» WRITTEN REQUEST: For this exercise, repeat all of the material verbatim apart from its images.
>> start SUPPLIED INFORMATION
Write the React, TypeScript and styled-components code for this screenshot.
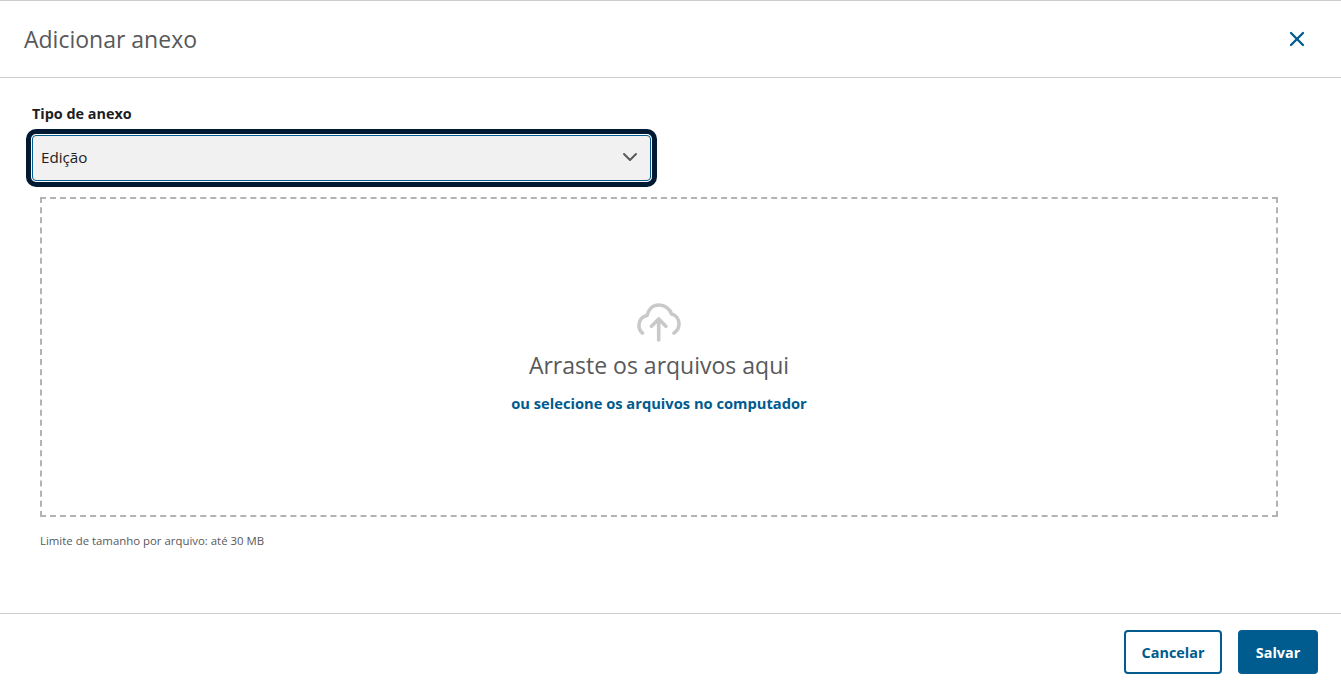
import styled, { createGlobalStyle } from 'styled-components';
import { ChevronDown, X } from 'lucide-react';

const GlobalStyle = createGlobalStyle`
  html, body {
    margin: 0;
    padding: 0;
    background: #fff;
  }

  body {
    font-family: 'Open Sans', 'Noto Sans', sans-serif;
  }
`;

const Dialog = styled.div`
  width: 1341px;
  height: 689px;
  display: flex;
  flex-direction: column;
  box-sizing: border-box;
  border-top: 1px solid #ccc;
  overflow: hidden;
`;

const Header = styled.header`
  height: 77px;
  flex: none;
  box-sizing: border-box;
  display: flex;
  align-items: center;
  justify-content: space-between;
  padding: 0 32px 1px 24px;
  border-bottom: 1px solid #ccc;
`;

const Title = styled.h1`
  margin: 0;
  font-size: 23px;
  line-height: 32px;
  font-weight: 400;
  color: #58595b;
`;

const CloseButton = styled.button`
  width: 24px;
  height: 24px;
  display: flex;
  align-items: center;
  justify-content: center;
  padding: 0;
  border: 0;
  background: none;
  color: #005b8e;
`;

const Body = styled.main`
  flex: 1;
  display: flex;
  flex-direction: column;
  padding: 26px 63px 0 32px;
`;

const Label = styled.label`
  font-size: 14.4px;
  line-height: 20px;
  font-weight: 700;
  color: #1d1d1d;
  margin-bottom: 11px;
`;

const Select = styled.div`
  width: 619px;
  height: 46px;
  flex: none;
  box-sizing: border-box;
  display: flex;
  align-items: center;
  justify-content: space-between;
  padding: 0 8px 2px 8px;
  border: 1px solid #005b8e;
  border-radius: 4px;
  background: #f1f1f1;
  outline: 5px solid #001a33;
  outline-offset: 1px;
  font-size: 15.2px;
  color: #1d1d1d;
`;

const ChevronIcon = styled(ChevronDown)`
  color: #58595b;
`;

const DropZone = styled.div`
  margin: 16px 0 0 8px;
  height: 320px;
  flex: none;
  box-sizing: border-box;
  display: flex;
  flex-direction: column;
  align-items: center;
  padding-top: 104px;
  border: 2px dashed #b3b3b3;
`;

const CloudIcon = styled.svg`
  width: 44px;
  height: 39px;
  color: #c9c9c9;
`;

const DropTitle = styled.p`
  margin: 6px 0 0;
  font-size: 23px;
  line-height: 34px;
  color: #58595b;
`;

const SelectLink = styled.a`
  margin-top: 11px;
  font-size: 14.7px;
  line-height: 20px;
  font-weight: 700;
  color: #005b8e;
`;

const Hint = styled.p`
  margin: 16px 0 0 8px;
  font-size: 11.4px;
  line-height: 16px;
  color: #58595b;
`;

const Footer = styled.footer`
  height: 76px;
  flex: none;
  box-sizing: border-box;
  display: flex;
  justify-content: flex-end;
  align-items: flex-start;
  gap: 16px;
  padding: 16px 23px 0 0;
  border-top: 1px solid #ccc;
`;

const Button = styled.button<{ $primary?: boolean }>`
  height: 44px;
  width: ${p => (p.$primary ? '80px' : '98px')};
  box-sizing: border-box;
  border: 2px solid #005b8e;
  border-radius: 4px;
  background: ${p => (p.$primary ? '#005b8e' : '#fff')};
  color: ${p => (p.$primary ? '#fff' : '#005b8e')};
  font-family: inherit;
  font-size: 14.4px;
  font-weight: 700;
`;

const App = () => (
  <Dialog>
    <GlobalStyle />
    <Header>
      <Title>Adicionar anexo</Title>
      <CloseButton aria-label="Fechar">
        <X size={30} strokeWidth={2.3} />
      </CloseButton>
    </Header>
    <Body>
      <Label>Tipo de anexo</Label>
      <Select>
        Edição
        <ChevronIcon size={24} strokeWidth={2} />
      </Select>
      <DropZone>
        <CloudIcon viewBox="0 0 44 39" fill="none" stroke="currentColor" strokeWidth="3.6" strokeLinecap="round" strokeLinejoin="round">
          <path d="M5.5 30C2.8 28 1.8 24.5 2 21.5C2.3 16.5 5.5 13.5 10 12.5C11.5 6 16 2 22 2C28 2 33 6 34.5 11C39 12 42 16 42 21C42 25 40 28 37 30" />
          <path d="M21.7 37V16.5M14.5 23.3L21.7 16L28.9 23.3" />
        </CloudIcon>
        <DropTitle>Arraste os arquivos aqui</DropTitle>
        <SelectLink>ou selecione os arquivos no computador</SelectLink>
      </DropZone>
      <Hint>Limite de tamanho por arquivo: até 30 MB</Hint>
    </Body>
    <Footer>
      <Button>Cancelar</Button>
      <Button $primary>Salvar</Button>
    </Footer>
  </Dialog>
);

export default App;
>> end SUPPLIED INFORMATION
» SOLUTION:
Write the React, TypeScript and styled-components code for this screenshot.
import styled, { createGlobalStyle } from 'styled-components';
import { ChevronDown, X } from 'lucide-react';

const GlobalStyle = createGlobalStyle`
  html, body {
    margin: 0;
    padding: 0;
    background: #fff;
  }

  body {
    font-family: 'Open Sans', 'Noto Sans', sans-serif;
  }
`;

const Dialog = styled.div`
  width: 1341px;
  height: 689px;
  display: flex;
  flex-direction: column;
  box-sizing: border-box;
  border-top: 1px solid #ccc;
  overflow: hidden;
`;

const Header = styled.header`
  height: 77px;
  flex: none;
  box-sizing: border-box;
  display: flex;
  align-items: center;
  justify-content: space-between;
  padding: 0 32px 1px 24px;
  border-bottom: 1px solid #ccc;
`;

const Title = styled.h1`
  margin: 0;
  font-size: 23px;
  line-height: 32px;
  font-weight: 400;
  color: #58595b;
`;

const CloseButton = styled.button`
  width: 24px;
  height: 24px;
  display: flex;
  align-items: center;
  justify-content: center;
  padding: 0;
  border: 0;
  background: none;
  color: #005b8e;
`;

const Body = styled.main`
  flex: 1;
  display: flex;
  flex-direction: column;
  padding: 26px 63px 0 32px;
`;

const Label = styled.label`
  font-size: 14.4px;
  line-height: 20px;
  font-weight: 700;
  color: #1d1d1d;
  margin-bottom: 11px;
`;

const Select = styled.div`
  width: 619px;
  height: 46px;
  flex: none;
  box-sizing: border-box;
  display: flex;
  align-items: center;
  justify-content: space-between;
  padding: 0 8px 2px 8px;
  border: 1px solid #005b8e;
  border-radius: 4px;
  background: #f1f1f1;
  outline: 5px solid #001a33;
  outline-offset: 1px;
  font-size: 15.2px;
  color: #1d1d1d;
`;

const ChevronIcon = styled(ChevronDown)`
  color: #58595b;
`;

const DropZone = styled.div`
  margin: 16px 0 0 8px;
  height: 320px;
  flex: none;
  box-sizing: border-box;
  display: flex;
  flex-direction: column;
  align-items: center;
  padding-top: 104px;
  border: 2px dashed #b3b3b3;
`;

const CloudIcon = styled.svg`
  width: 44px;
  height: 39px;
  color: #c9c9c9;
`;

const DropTitle = styled.p`
  margin: 6px 0 0;
  font-size: 23px;
  line-height: 34px;
  color: #58595b;
`;

const SelectLink = styled.a`
  margin-top: 11px;
  font-size: 14.7px;
  line-height: 20px;
  font-weight: 700;
  color: #005b8e;
`;

const Hint = styled.p`
  margin: 16px 0 0 8px;
  font-size: 11.4px;
  line-height: 16px;
  color: #58595b;
`;

const Footer = styled.footer`
  height: 76px;
  flex: none;
  box-sizing: border-box;
  display: flex;
  justify-content: flex-end;
  align-items: flex-start;
  gap: 16px;
  padding: 16px 23px 0 0;
  border-top: 1px solid #ccc;
`;

const Button = styled.button<{ $primary?: boolean }>`
  height: 44px;
  width: ${p => (p.$primary ? '80px' : '98px')};
  box-sizing: border-box;
  border: 2px solid #005b8e;
  border-radius: 4px;
  background: ${p => (p.$primary ? '#005b8e' : '#fff')};
  color: ${p => (p.$primary ? '#fff' : '#005b8e')};
  font-family: inherit;
  font-size: 14.4px;
  font-weight: 700;
`;

const App = () => (
  <Dialog>
    <GlobalStyle />
    <Header>
      <Title>Adicionar anexo</Title>
      <CloseButton aria-label="Fechar">
        <X size={30} strokeWidth={2.3} />
      </CloseButton>
    </Header>
    <Body>
      <Label>Tipo de anexo</Label>
      <Select>
        Edição
        <ChevronIcon size={24} strokeWidth={2} />
      </Select>
      <DropZone>
        <CloudIcon viewBox="0 0 44 39" fill="none" stroke="currentColor" strokeWidth="3.6" strokeLinecap="round" strokeLinejoin="round">
          <path d="M5.5 30C2.8 28 1.8 24.5 2 21.5C2.3 16.5 5.5 13.5 10 12.5C11.5 6 16 2 22 2C28 2 33 6 34.5 11C39 12 42 16 42 21C42 25 40 28 37 30" />
          <path d="M21.7 37V16.5M14.5 23.3L21.7 16L28.9 23.3" />
        </CloudIcon>
        <DropTitle>Arraste os arquivos aqui</DropTitle>
        <SelectLink>ou selecione os arquivos no computador</SelectLink>
      </DropZone>
      <Hint>Limite de tamanho por arquivo: até 30 MB</Hint>
    </Body>
    <Footer>
      <Button>Cancelar</Button>
      <Button $primary>Salvar</Button>
    </Footer>
  </Dialog>
);

export default App;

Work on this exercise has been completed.